Hello Group's AI Coaching Fails to Halt User Exodus: A Trust Crisis Unfolds
- Hello Group revenue fell to $186.6M in Q4 2024, down 2.6% year-on-year
- Paid users plummeted 15% to 7.3 million despite AI conversation coaching rollout
- Middle East revenue surged 73% year-on-year, now representing 17% of total revenue
- Company revenue has contracted since peak of $2.4B in 2020
Hello Group's bet on AI-powered conversation coaching was meant to solve its retention crisis. Instead, the Chinese dating conglomerate behind Momo and Tantan watched paid users collapse by 15% to 7.3 million in Q4 2024, even as it rolled out tools designed to help male users craft better opening lines and sustain chat momentum. The algorithmic assistance couldn't stop the bleeding.
The product logic appeared sound.
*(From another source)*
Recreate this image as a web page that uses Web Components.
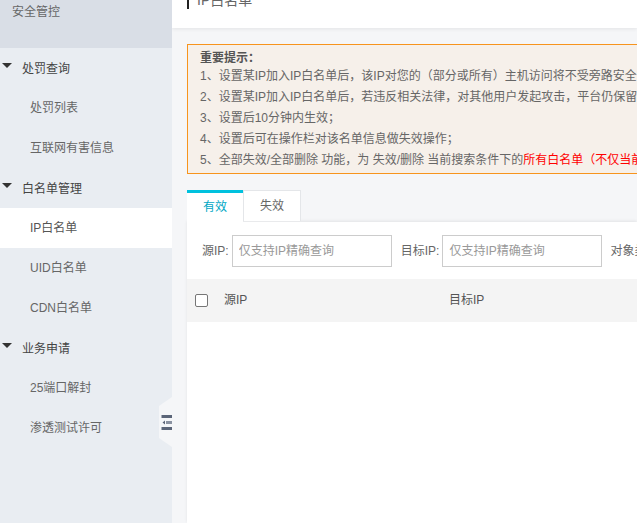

Men struggle to write messages that get responses, so AI analyses successful conversations, suggests replies, and smooths out awkward silences. Management positioned the feature as engagement infrastructure across both platforms, with usage metrics described as 'encouraging' but crucially not quantified.
The business results tell a grimmer story. Revenue fell 2.6% to $186.6M, continuing a decline that stretches back four years from the company's 2020 peak of $2.4B.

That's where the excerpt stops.